I just hope that nobody in the Iraqi Govt identifies that trend and decides to help it along with a few disguised attacks of their own, as the Algerian security forces did when the GIA began massacring villages.

I just hope someone's keeping an eye out to ensure that doesn't happen.

And thanks again for your time and your openness. I'm still amazed that I can go on the Internet and get the goods straight from the horse's mouth, as it were. It's absolutely unprecedented and quite remarkable.

Brit (not verified)

Sat, 03/24/2007 - 5:06pm

Cheers to you too. I won't pretend to be this war's number one fan, but I admire your forthrightness in setting out your views in an interactive public forum like this. I do believe it's a first in the history of of the better precedents set by the Iraq war.

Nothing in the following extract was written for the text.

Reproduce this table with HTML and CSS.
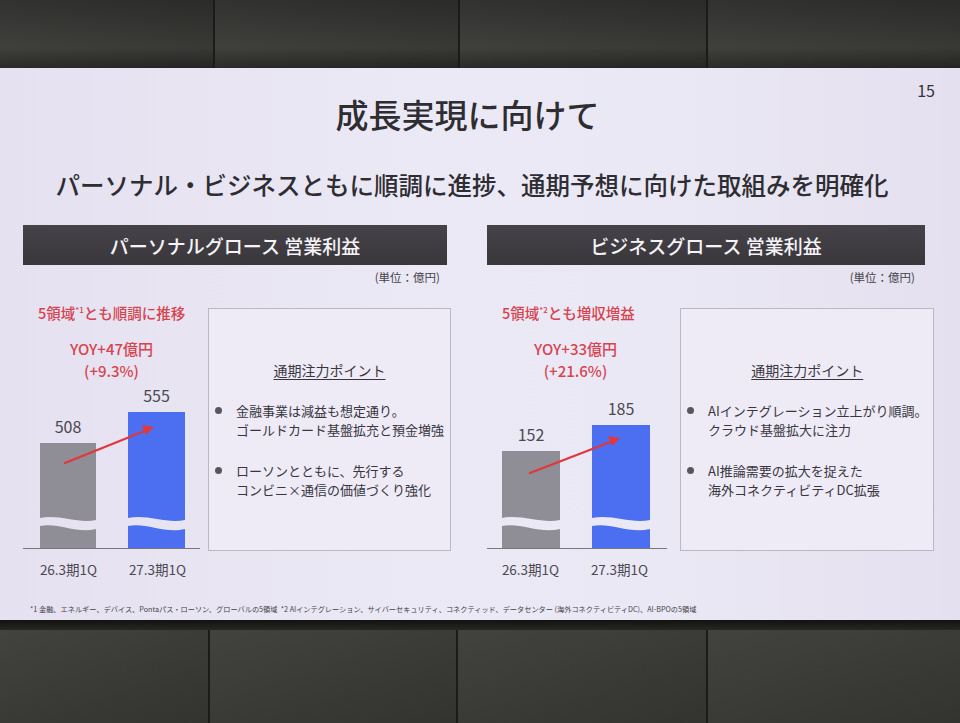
FILE: index.html
```html
<!DOCTYPE html>
<html lang="ja">
<head>
<meta charset="utf-8">
<title>成長実現に向けて</title>
<link rel="stylesheet" href="styles.css">
</head>
<body>
<div class="wall wall-top">
  <div class="tile t1"></div><div class="tile t2"></div><div class="tile t3"></div><div class="tile t4"></div>
</div>
<main class="slide">
  <header class="title-row">
    <div></div>
    <h1 class="title">成長実現に向けて</h1>
    <div class="page">15</div>
  </header>
  <p class="lead">パーソナル・ビジネスともに順調に進捗、通期予想に向けた取組みを明確化</p>
  <div class="panels">
    <section class="panel">
      <h2 class="bar-title">パーソナルグロース 営業利益</h2>
      <div class="unit">(単位：億円)</div>
      <div class="panel-body">
        <div class="chart chart-left">
          <p class="highlight">5領域<sup>*1</sup>とも順調に推移</p>
          <div class="yoy"><div class="yoy-line">YOY+47億円</div><div class="yoy-line">(+9.3%)</div></div>
          <div class="bars">
            <div class="col">
              <span class="val">508</span>
              <svg class="bar" width="56" height="105" viewBox="0 0 56 105"><path fill="#8f8d95" d="M0 0H56V77C38 81 20 71 0 75Z"/><path fill="#8f8d95" d="M0 83C18 79 36 91 56 86V105H0Z"/></svg>
            </div>
            <div class="col">
              <span class="val">555</span>
              <svg class="bar" width="57" height="136" viewBox="0 0 57 136"><path fill="#4b6ff0" d="M0 0H57V108C38 112 20 102 0 106Z"/><path fill="#4b6ff0" d="M0 114C18 110 36 122 57 117V136H0Z"/></svg>
            </div>
            <svg class="arrow" width="177" height="167" viewBox="0 0 177 167"><line x1="42" y1="81" x2="124" y2="48" stroke="#e0383c" stroke-width="2.4" stroke-linecap="round"/><path d="M131 45L119 43L123 53Z" fill="#e0383c"/></svg>
          </div>
          <div class="xlabels"><span>26.3期1Q</span><span>27.3期1Q</span></div>
        </div>
        <div class="points">
          <p class="points-title">通期注力ポイント</p>
          <ul>
            <li>金融事業は減益も想定通り。<br>ゴールドカード基盤拡充と預金増強</li>
            <li>ローソンとともに、先行する<br>コンビニ×通信の価値づくり強化</li>
          </ul>
        </div>
      </div>
    </section>
    <section class="panel">
      <h2 class="bar-title">ビジネスグロース 営業利益</h2>
      <div class="unit unit-right">(単位：億円)</div>
      <div class="panel-body">
        <div class="chart chart-right">
          <p class="highlight">5領域<sup>*2</sup>とも増収増益</p>
          <div class="yoy"><div class="yoy-line">YOY+33億円</div><div class="yoy-line">(+21.6%)</div></div>
          <div class="bars">
            <div class="col">
              <span class="val">152</span>
              <svg class="bar" width="58" height="97" viewBox="0 0 58 97"><path fill="#8f8d95" d="M0 0H58V69C39 73 20 63 0 67Z"/><path fill="#8f8d95" d="M0 75C18 71 37 83 58 78V97H0Z"/></svg>
            </div>
            <div class="col">
              <span class="val">185</span>
              <svg class="bar" width="58" height="123" viewBox="0 0 58 123"><path fill="#4b6ff0" d="M0 0H58V95C39 99 20 89 0 93Z"/><path fill="#4b6ff0" d="M0 101C18 97 37 109 58 104V123H0Z"/></svg>
            </div>
            <svg class="arrow" width="180" height="167" viewBox="0 0 180 167"><line x1="43" y1="91" x2="126" y2="59" stroke="#e0383c" stroke-width="2.4" stroke-linecap="round"/><path d="M133 56L121 54L125 64Z" fill="#e0383c"/></svg>
          </div>
          <div class="xlabels"><span>26.3期1Q</span><span>27.3期1Q</span></div>
        </div>
        <div class="points">
          <p class="points-title">通期注力ポイント</p>
          <ul>
            <li>AIインテグレーション立上がり順調。<br>クラウド基盤拡大に注力</li>
            <li>AI推論需要の拡大を捉えた<br>海外コネクティビティDC拡張</li>
          </ul>
        </div>
      </div>
    </section>
  </div>
  <p class="foot">*1 金融、エネルギー、デバイス、Pontaパス・ローソン、グローバルの5領域 &nbsp;*2 AIインテグレーション、サイバーセキュリティ、コネクティッド、データセンター (海外コネクティビティDC)、AI-BPOの5領域</p>
</main>
<div class="wall wall-bottom">
  <div class="strip"></div>
  <div class="tiles">
    <div class="tile b1"></div><div class="tile b2"></div><div class="tile b3"></div><div class="tile b4"></div>
  </div>
</div>
</body>
</html>
```
FILE: styles.css
```css
html, body {
  margin: 0;
  padding: 0;
}
body {
  width: 960px;
  height: 723px;
  overflow: hidden;
  background: #353533;
  font-family: "Noto Sans CJK JP", "Noto Sans", sans-serif;
  color: #3a3940;
}

/* wall */
.wall-top {
  height: 68px;
  display: flex;
  background: linear-gradient(180deg, #2b2b29 0%, #3b3b38 70%, #262624 100%);
}
.tile {
  box-sizing: border-box;
  border-right: 2px solid #1b1b1a;
  background: linear-gradient(135deg, rgba(255,255,255,0.03), rgba(0,0,0,0.06));
}
.t1 { width: 215px; }
.t2 { width: 245px; }
.t3 { width: 248px; }
.t4 { flex: 1; border-right: none; }

.wall-bottom {
  height: 103px;
  display: flex;
  flex-direction: column;
  background: #3a3a37;
}
.strip {
  height: 10px;
  background: linear-gradient(180deg, #121211, #262624);
}
.tiles {
  flex: 1;
  display: flex;
  background: linear-gradient(180deg, #3c3c39, #363633);
}
.b1 { width: 210px; }
.b2 { width: 248px; }
.b3 { width: 250px; }
.b4 { flex: 1; border-right: none; }

/* slide */
.slide {
  height: 552px;
  box-sizing: border-box;
  display: flex;
  flex-direction: column;
  background: linear-gradient(90deg, #e5e1f0 0%, #ece9f6 45%, #ebe8f5 70%, #e4e0ef 100%);
}
.title-row {
  display: grid;
  grid-template-columns: 1fr auto 1fr;
  padding: 10px 25px 0 0;
}
.title {
  margin: 16px 0 0;
  font-size: 33px;
  line-height: 40px;
  font-weight: 500;
  color: #2e2d32;
}
.page {
  justify-self: end;
  font-size: 16px;
  line-height: 24px;
  color: #333238;
}
.lead {
  margin: 34px 0 0;
  padding-right: 16px;
  text-align: center;
  font-size: 24.5px;
  line-height: 34px;
  font-weight: 500;
  color: #2e2d32;
  white-space: nowrap;
}

.panels {
  display: grid;
  grid-template-columns: 424px 438px;
  column-gap: 40px;
  margin-top: 23px;
  padding-left: 23px;
}
.bar-title {
  margin: 0;
  height: 40px;
  display: flex;
  align-items: center;
  justify-content: center;
  background: linear-gradient(180deg, #454348, #39373c);
  color: #f5f3f7;
  font-size: 19px;
  font-weight: 500;
}
.unit {
  text-align: right;
  font-size: 11.5px;
  line-height: 14px;
  margin-top: 5px;
  padding-right: 7px;
  color: #444348;
}
.unit-right {
  padding-right: 10px;
}
.panel-body {
  display: flex;
  margin-top: 19px;
}
.chart {
  flex: none;
}
.chart-left { width: 185px; }
.chart-right { width: 193px; }

.highlight {
  margin: 0;
  padding-left: 15px;
  color: #d7434e;
  font-size: 14.5px;
  line-height: 20px;
  font-weight: 500;
  white-space: nowrap;
}
.highlight sup {
  font-size: 8px;
  line-height: 0;
  vertical-align: 6px;
}
.yoy {
  margin-top: 15px;
  width: 177px;
  display: flex;
  flex-direction: column;
  align-items: center;
  color: #d7434e;
  font-weight: 500;
}
.yoy-line {
  font-size: 15px;
  line-height: 22px;
  white-space: nowrap;
}
.bars {
  position: relative;
  height: 167px;
  width: 177px;
  box-sizing: border-box;
  display: flex;
  align-items: flex-end;
  gap: 32px;
  padding-left: 17px;
  border-bottom: 1.5px solid #7a7680;
}
.chart-right .bars {
  width: 180px;
  padding-left: 15px;
}
.col {
  display: flex;
  flex-direction: column;
  align-items: center;
}
.val {
  font-size: 16px;
  line-height: 20px;
  margin-bottom: 7px;
  color: #4a4850;
}
.bar {
  display: block;
}
.arrow {
  position: absolute;
  left: 0;
  top: 0;
  overflow: visible;
}
.xlabels {
  display: flex;
  gap: 32px;
  padding-left: 17px;
  margin-top: 10px;
}
.chart-right .xlabels {
  padding-left: 15px;
}
.xlabels span {
  width: 57px;
  display: flex;
  justify-content: center;
  white-space: nowrap;
  font-size: 13.5px;
  line-height: 20px;
  color: #4a4850;
}

.points {
  flex: 1;
  margin-top: 5px;
  height: 243px;
  box-sizing: border-box;
  border: 1px solid #bbb7c5;
  background: #eeebf7;
  padding: 51px 6px 0;
}
.points-title {
  margin: 0;
  text-align: center;
  font-size: 14px;
  line-height: 20px;
  text-decoration: underline;
  text-underline-offset: 3px;
  text-decoration-thickness: 1px;
  color: #38373e;
}
.points ul {
  list-style: none;
  margin: 21px 0 0;
  padding: 0;
}
.points li {
  position: relative;
  padding-left: 21px;
  font-size: 13px;
  line-height: 19px;
  color: #38373e;
  white-space: nowrap;
}
.points li + li {
  margin-top: 22px;
}
.points li::before {
  content: "";
  position: absolute;
  left: 0;
  top: 6px;
  width: 7px;
  height: 7px;
  border-radius: 50%;
  background: #58565c;
}

.foot {
  margin: 24px 0 0;
  padding-left: 30px;
  font-size: 7.2px;
  line-height: 12px;
  white-space: nowrap;
  color: #444348;
}
```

Dave Kilcullen (not verified)

Sat, 03/24/2007 - 3:50pm

I think it's pretty much a given that we're going to see an insurgent backlash sooner or later. What is essentially happening here is that, for the first time, we are getting in at the grass roots level and competing with the insurgents for influence with the population. The desperation shown in recent insurgent attacks highlights their concern about this trend, so we have to expect some kind of come-back.

On casualty figures, we need to be wary of using them as the sole metric (either positive or negative) so to be perfectly honest I'm not quite sure where I stand on that issue just yet -- I'm working through it carefully, but I still think it's a bit too early for either jubilation or doom. We need to see how this thing plays out over months, and maybe we'll see definite trends only after they emerge.

COIN is like economics in that sense -- you get all your key trend indicators in arrears, so that you never know what the insurgency *is* right now, only what it *was* over the preceding reporting period. So, for that reason, and also perhaps because of my anthro background, I always prefer qualitative indicators (a feel for the environment based on multiple interactions analysed in conjunction with each other) rather than simply using traffic-light style numerical metrics.

I know that's not an answer to your question - I don't really have one just yet. But I'll keep you posted. cheers, Dave K

Brit (not verified)

Sat, 03/24/2007 - 3:32pm

Col Kilcullen,
I find this a reasonable assessment of encouraging early signs, and like you I've noticed, if not an air of desperation, at least a tendency to shoot themselves in the foot in some recent insurgent attacks.

But I can't help feeling that the early days of the surge are nevertheless being misrepresented by MNF.

Everyone in the US seems convinced that casualties are down. I don't think the figures bear that out.

Iraqi civilian casualties are on course to be the same as last month. US military casualties are on course to be somewhat higher than last month. Iraqi military and police casualties continue to climb steeply, and have been doing so all year. I understand that over 20 Iraqi policemen were killed today.

It may well be there are underlying positive trends under all of this, but whoever is allowing the US public to think that casualties are falling risks a backlash when the facts emerge.

I realise that MNF operates in an environment where information is a weapon, but I can't help feeling there is something dishonest about spokesmen playing up the fall in sectarian "extrajudicial killings" while failing to note the offsetting rise in insurgent violence. It's too reminiscent of the dodgy death-accounting that led to a sudden collapse of confidence in Operation Forward Together.